*Required task*.
Repeat all of the material below exactly as written, images excluded.

*Dataset extract*.

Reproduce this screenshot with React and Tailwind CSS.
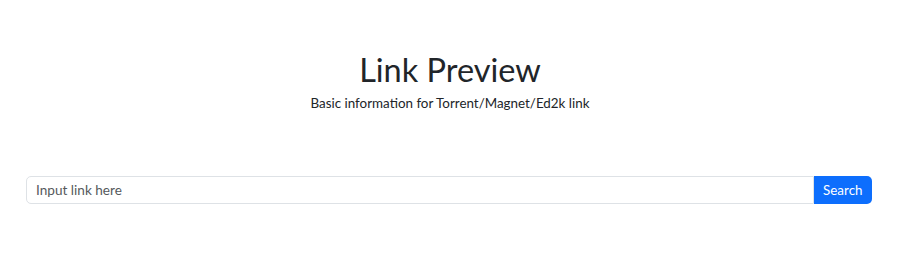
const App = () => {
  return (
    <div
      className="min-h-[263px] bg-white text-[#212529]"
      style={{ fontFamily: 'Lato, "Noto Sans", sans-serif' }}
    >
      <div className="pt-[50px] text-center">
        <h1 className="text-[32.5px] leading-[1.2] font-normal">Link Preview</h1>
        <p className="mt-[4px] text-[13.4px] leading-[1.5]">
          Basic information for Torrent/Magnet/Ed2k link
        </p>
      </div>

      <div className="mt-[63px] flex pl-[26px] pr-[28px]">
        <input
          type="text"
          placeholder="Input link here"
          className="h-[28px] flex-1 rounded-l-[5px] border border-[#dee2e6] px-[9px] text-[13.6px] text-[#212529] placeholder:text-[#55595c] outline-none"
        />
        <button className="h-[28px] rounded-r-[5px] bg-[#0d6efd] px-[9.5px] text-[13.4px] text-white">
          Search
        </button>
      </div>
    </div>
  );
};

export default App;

*Exercise result*.
Reproduce this screenshot with React and Tailwind CSS.
const App = () => {
  return (
    <div
      className="min-h-[263px] bg-white text-[#212529]"
      style={{ fontFamily: 'Lato, "Noto Sans", sans-serif' }}
    >
      <div className="pt-[50px] text-center">
        <h1 className="text-[32.5px] leading-[1.2] font-normal">Link Preview</h1>
        <p className="mt-[4px] text-[13.4px] leading-[1.5]">
          Basic information for Torrent/Magnet/Ed2k link
        </p>
      </div>

      <div className="mt-[63px] flex pl-[26px] pr-[28px]">
        <input
          type="text"
          placeholder="Input link here"
          className="h-[28px] flex-1 rounded-l-[5px] border border-[#dee2e6] px-[9px] text-[13.6px] text-[#212529] placeholder:text-[#55595c] outline-none"
        />
        <button className="h-[28px] rounded-r-[5px] bg-[#0d6efd] px-[9.5px] text-[13.4px] text-white">
          Search
        </button>
      </div>
    </div>
  );
};

export default App;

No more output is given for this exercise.